• **Listed records**:
-- Start --

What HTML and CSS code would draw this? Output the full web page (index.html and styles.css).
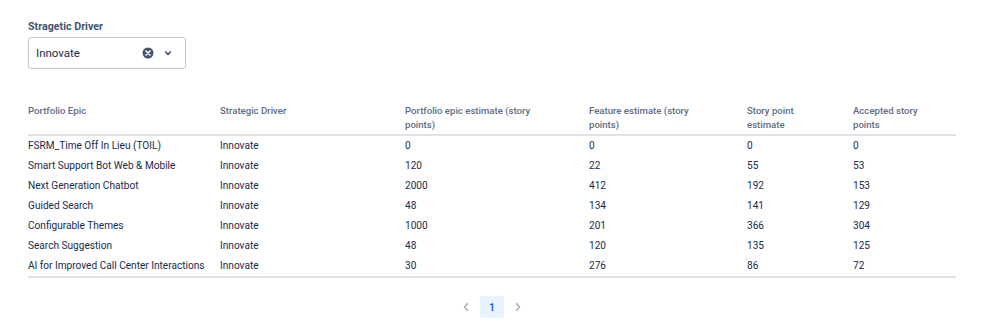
FILE: index.html
```html
<!DOCTYPE html>
<html>
<head>
<meta charset="utf-8">
<link rel="stylesheet" href="styles.css">
</head>
<body>
<div class="page">
  <div class="field">
    <label class="field-label">Stragetic Driver</label>
    <div class="select">
      <span class="select-value">Innovate</span>
      <span class="select-icons">
        <svg class="clear" width="12" height="12" viewBox="0 0 12 12"><circle cx="6" cy="6" r="5.5" fill="#44546f"/><path d="M4 4l4 4M8 4l-4 4" stroke="#fff" stroke-width="1.6" stroke-linecap="round"/></svg>
        <svg class="chev" width="10" height="10" viewBox="0 0 10 10"><path d="M2.5 4l2.5 2.5L7.5 4" fill="none" stroke="#44546f" stroke-width="1.6" stroke-linecap="round" stroke-linejoin="round"/></svg>
      </span>
    </div>
  </div>

  <table class="grid">
    <colgroup>
      <col class="c1"><col class="c2"><col class="c3"><col class="c4"><col class="c5"><col class="c6">
    </colgroup>
    <thead>
      <tr>
        <th>Portfolio Epic</th>
        <th>Strategic Driver</th>
        <th>Portfolio epic estimate (story points)</th>
        <th>Feature estimate (story points)</th>
        <th>Story point estimate</th>
        <th class="last">Accepted story points</th>
      </tr>
    </thead>
    <tbody>
      <tr><td>FSRM_Time Off In Lieu (TOIL)</td><td>Innovate</td><td>0</td><td>0</td><td>0</td><td>0</td></tr>
      <tr><td>Smart Support Bot Web &amp; Mobile</td><td>Innovate</td><td>120</td><td>22</td><td>55</td><td>53</td></tr>
      <tr><td>Next Generation Chatbot</td><td>Innovate</td><td>2000</td><td>412</td><td>192</td><td>153</td></tr>
      <tr><td>Guided Search</td><td>Innovate</td><td>48</td><td>134</td><td>141</td><td>129</td></tr>
      <tr><td>Configurable Themes</td><td>Innovate</td><td>1000</td><td>201</td><td>366</td><td>304</td></tr>
      <tr><td>Search Suggestion</td><td>Innovate</td><td>48</td><td>120</td><td>135</td><td>125</td></tr>
      <tr><td>AI for Improved Call Center Interactions</td><td>Innovate</td><td>30</td><td>276</td><td>86</td><td>72</td></tr>
    </tbody>
  </table>

  <nav class="pager">
    <span class="pager-arrow"><svg width="10" height="12" viewBox="0 0 10 12"><path d="M6.5 2.5L3.5 6l3 3.5" fill="none" stroke="#a5adba" stroke-width="1.5" stroke-linecap="round" stroke-linejoin="round"/></svg></span>
    <span class="pager-page">1</span>
    <span class="pager-arrow"><svg width="10" height="12" viewBox="0 0 10 12"><path d="M3.5 2.5L6.5 6l-3 3.5" fill="none" stroke="#a5adba" stroke-width="1.5" stroke-linecap="round" stroke-linejoin="round"/></svg></span>
  </nav>
</div>
</body>
</html>
```

FILE: styles.css
```css
* { box-sizing: border-box; }
html, body { margin: 0; background: #fff; }
body {
  font-family: Roboto, "Noto Sans", "Liberation Sans", sans-serif;
  color: #172b4d;
  font-size: 10px;
}
.page {
  padding: 21px 28px 0 28px;
}
.field { display: flex; flex-direction: column; gap: 4px; }
.field-label {
  font-size: 10.7px;
  font-weight: 700;
  color: #44546f;
  line-height: 12px;
}
.select {
  width: 158px;
  height: 32px;
  border: 1px solid #c1c7d0;
  border-radius: 3px;
  display: flex;
  align-items: center;
  justify-content: space-between;
  padding: 0 12px 0 7px;
}
.select-value { font-size: 11.5px; color: #172b4d; }
.select-icons { display: flex; align-items: center; gap: 9px; }
.select-icons svg { display: block; }

.grid {
  margin-top: 29px;
  width: 928px;
  table-layout: fixed;
  border-collapse: collapse;
  border-bottom: 2px solid #dfe1e6;
}
.c1 { width: 192px; }
.c2 { width: 185px; }
.c3 { width: 184px; }
.c4 { width: 158px; }
.c5 { width: 106px; }
.c6 { width: 103px; }
.grid th {
  text-align: left;
  vertical-align: top;
  font-weight: 500;
  color: #5e6c84;
  font-size: 9.6px;
  line-height: 14px;
  padding: 6px 40px 2px 0;
  border-bottom: 2px solid #dfe1e6;
}
.grid th.last { padding-right: 20px; }
.grid td {
  height: 20px;
  line-height: 20px;
  padding: 0;
  font-size: 10.1px;
  white-space: nowrap;
}

.pager {
  width: 928px;
  display: flex;
  justify-content: center;
  align-items: center;
  gap: 4px;
  margin-top: 18px;
}
.pager-arrow { width: 20px; height: 22px; display: flex; align-items: center; justify-content: center; }
.pager-arrow svg { display: block; }
.pager-page {
  width: 24px;
  height: 22px;
  border-radius: 3px;
  background: #e9f2ff;
  color: #0c66e4;
  font-weight: 600;
  font-size: 10.5px;
  display: flex;
  align-items: center;
  justify-content: center;
}
```
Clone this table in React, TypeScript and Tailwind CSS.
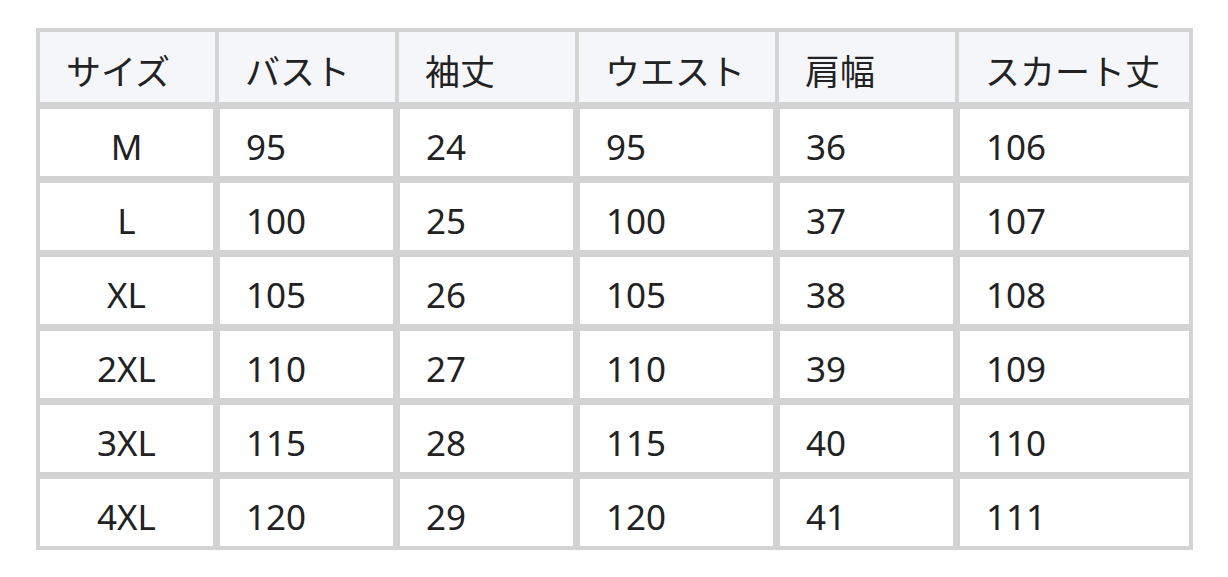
import React from 'react';

const headers = ['サイズ', 'バスト', '袖丈', 'ウエスト', '肩幅', 'スカート丈'];

const rows = [
  ['M', '95', '24', '95', '36', '106'],
  ['L', '100', '25', '100', '37', '107'],
  ['XL', '105', '26', '105', '38', '108'],
  ['2XL', '110', '27', '110', '39', '109'],
  ['3XL', '115', '28', '115', '40', '110'],
  ['4XL', '120', '29', '120', '41', '111'],
];

export default function App() {
  return (
    <div
      className="min-h-[577px] w-[1228px] bg-white pt-[28px] pl-[36px] text-[35px] text-[#222]"
      style={{ fontFamily: '"Noto Sans", "Noto Sans CJK JP", sans-serif' }}
    >
      <div className="w-[1157px] bg-[#d3d3d3] p-[4px]">
        <div className="grid h-[70px] grid-cols-[175px_176px_176px_196px_176px_230px] gap-x-[4px]">
          {headers.map(h => (
            <div key={h} className="flex items-center bg-[#f5f6fa] pl-[26px] pt-[8px] leading-none">
              {h}
            </div>
          ))}
        </div>
        <div className="mt-[7px] grid grid-cols-[173px_173px_173px_193px_173px_229px] auto-rows-[67px] gap-[7px]">
          {rows.map(r =>
            r.map((v, i) => (
              <div
                key={r[0] + i}
                className={`flex items-center bg-white pt-[8px] leading-none ${i === 0 ? 'justify-center' : 'pl-[26px]'}`}
              >
                {v}
              </div>
            ))
          )}
        </div>
      </div>
    </div>
  );
}
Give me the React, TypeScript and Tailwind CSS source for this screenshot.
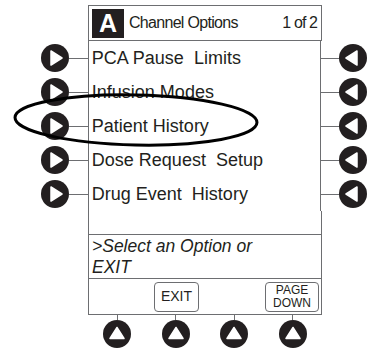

-- End --

• **The request**: Omit the pictures. Transcribe every record exactly.

• **Task solution**:
What HTML and CSS code would draw this? Output the full web page (index.html and styles.css).
FILE: index.html
```html
<!DOCTYPE html>
<html>
<head>
<meta charset="utf-8">
<link rel="stylesheet" href="styles.css">
</head>
<body>
<div class="page">
  <div class="field">
    <label class="field-label">Stragetic Driver</label>
    <div class="select">
      <span class="select-value">Innovate</span>
      <span class="select-icons">
        <svg class="clear" width="12" height="12" viewBox="0 0 12 12"><circle cx="6" cy="6" r="5.5" fill="#44546f"/><path d="M4 4l4 4M8 4l-4 4" stroke="#fff" stroke-width="1.6" stroke-linecap="round"/></svg>
        <svg class="chev" width="10" height="10" viewBox="0 0 10 10"><path d="M2.5 4l2.5 2.5L7.5 4" fill="none" stroke="#44546f" stroke-width="1.6" stroke-linecap="round" stroke-linejoin="round"/></svg>
      </span>
    </div>
  </div>

  <table class="grid">
    <colgroup>
      <col class="c1"><col class="c2"><col class="c3"><col class="c4"><col class="c5"><col class="c6">
    </colgroup>
    <thead>
      <tr>
        <th>Portfolio Epic</th>
        <th>Strategic Driver</th>
        <th>Portfolio epic estimate (story points)</th>
        <th>Feature estimate (story points)</th>
        <th>Story point estimate</th>
        <th class="last">Accepted story points</th>
      </tr>
    </thead>
    <tbody>
      <tr><td>FSRM_Time Off In Lieu (TOIL)</td><td>Innovate</td><td>0</td><td>0</td><td>0</td><td>0</td></tr>
      <tr><td>Smart Support Bot Web &amp; Mobile</td><td>Innovate</td><td>120</td><td>22</td><td>55</td><td>53</td></tr>
      <tr><td>Next Generation Chatbot</td><td>Innovate</td><td>2000</td><td>412</td><td>192</td><td>153</td></tr>
      <tr><td>Guided Search</td><td>Innovate</td><td>48</td><td>134</td><td>141</td><td>129</td></tr>
      <tr><td>Configurable Themes</td><td>Innovate</td><td>1000</td><td>201</td><td>366</td><td>304</td></tr>
      <tr><td>Search Suggestion</td><td>Innovate</td><td>48</td><td>120</td><td>135</td><td>125</td></tr>
      <tr><td>AI for Improved Call Center Interactions</td><td>Innovate</td><td>30</td><td>276</td><td>86</td><td>72</td></tr>
    </tbody>
  </table>

  <nav class="pager">
    <span class="pager-arrow"><svg width="10" height="12" viewBox="0 0 10 12"><path d="M6.5 2.5L3.5 6l3 3.5" fill="none" stroke="#a5adba" stroke-width="1.5" stroke-linecap="round" stroke-linejoin="round"/></svg></span>
    <span class="pager-page">1</span>
    <span class="pager-arrow"><svg width="10" height="12" viewBox="0 0 10 12"><path d="M3.5 2.5L6.5 6l-3 3.5" fill="none" stroke="#a5adba" stroke-width="1.5" stroke-linecap="round" stroke-linejoin="round"/></svg></span>
  </nav>
</div>
</body>
</html>
```

FILE: styles.css
```css
* { box-sizing: border-box; }
html, body { margin: 0; background: #fff; }
body {
  font-family: Roboto, "Noto Sans", "Liberation Sans", sans-serif;
  color: #172b4d;
  font-size: 10px;
}
.page {
  padding: 21px 28px 0 28px;
}
.field { display: flex; flex-direction: column; gap: 4px; }
.field-label {
  font-size: 10.7px;
  font-weight: 700;
  color: #44546f;
  line-height: 12px;
}
.select {
  width: 158px;
  height: 32px;
  border: 1px solid #c1c7d0;
  border-radius: 3px;
  display: flex;
  align-items: center;
  justify-content: space-between;
  padding: 0 12px 0 7px;
}
.select-value { font-size: 11.5px; color: #172b4d; }
.select-icons { display: flex; align-items: center; gap: 9px; }
.select-icons svg { display: block; }

.grid {
  margin-top: 29px;
  width: 928px;
  table-layout: fixed;
  border-collapse: collapse;
  border-bottom: 2px solid #dfe1e6;
}
.c1 { width: 192px; }
.c2 { width: 185px; }
.c3 { width: 184px; }
.c4 { width: 158px; }
.c5 { width: 106px; }
.c6 { width: 103px; }
.grid th {
  text-align: left;
  vertical-align: top;
  font-weight: 500;
  color: #5e6c84;
  font-size: 9.6px;
  line-height: 14px;
  padding: 6px 40px 2px 0;
  border-bottom: 2px solid #dfe1e6;
}
.grid th.last { padding-right: 20px; }
.grid td {
  height: 20px;
  line-height: 20px;
  padding: 0;
  font-size: 10.1px;
  white-space: nowrap;
}

.pager {
  width: 928px;
  display: flex;
  justify-content: center;
  align-items: center;
  gap: 4px;
  margin-top: 18px;
}
.pager-arrow { width: 20px; height: 22px; display: flex; align-items: center; justify-content: center; }
.pager-arrow svg { display: block; }
.pager-page {
  width: 24px;
  height: 22px;
  border-radius: 3px;
  background: #e9f2ff;
  color: #0c66e4;
  font-weight: 600;
  font-size: 10.5px;
  display: flex;
  align-items: center;
  justify-content: center;
}
```
Clone this table in React, TypeScript and Tailwind CSS.
import React from 'react';

const headers = ['サイズ', 'バスト', '袖丈', 'ウエスト', '肩幅', 'スカート丈'];

const rows = [
  ['M', '95', '24', '95', '36', '106'],
  ['L', '100', '25', '100', '37', '107'],
  ['XL', '105', '26', '105', '38', '108'],
  ['2XL', '110', '27', '110', '39', '109'],
  ['3XL', '115', '28', '115', '40', '110'],
  ['4XL', '120', '29', '120', '41', '111'],
];

export default function App() {
  return (
    <div
      className="min-h-[577px] w-[1228px] bg-white pt-[28px] pl-[36px] text-[35px] text-[#222]"
      style={{ fontFamily: '"Noto Sans", "Noto Sans CJK JP", sans-serif' }}
    >
      <div className="w-[1157px] bg-[#d3d3d3] p-[4px]">
        <div className="grid h-[70px] grid-cols-[175px_176px_176px_196px_176px_230px] gap-x-[4px]">
          {headers.map(h => (
            <div key={h} className="flex items-center bg-[#f5f6fa] pl-[26px] pt-[8px] leading-none">
              {h}
            </div>
          ))}
        </div>
        <div className="mt-[7px] grid grid-cols-[173px_173px_173px_193px_173px_229px] auto-rows-[67px] gap-[7px]">
          {rows.map(r =>
            r.map((v, i) => (
              <div
                key={r[0] + i}
                className={`flex items-center bg-white pt-[8px] leading-none ${i === 0 ? 'justify-center' : 'pl-[26px]'}`}
              >
                {v}
              </div>
            ))
          )}
        </div>
      </div>
    </div>
  );
}
Give me the React, TypeScript and Tailwind CSS source for this screenshot.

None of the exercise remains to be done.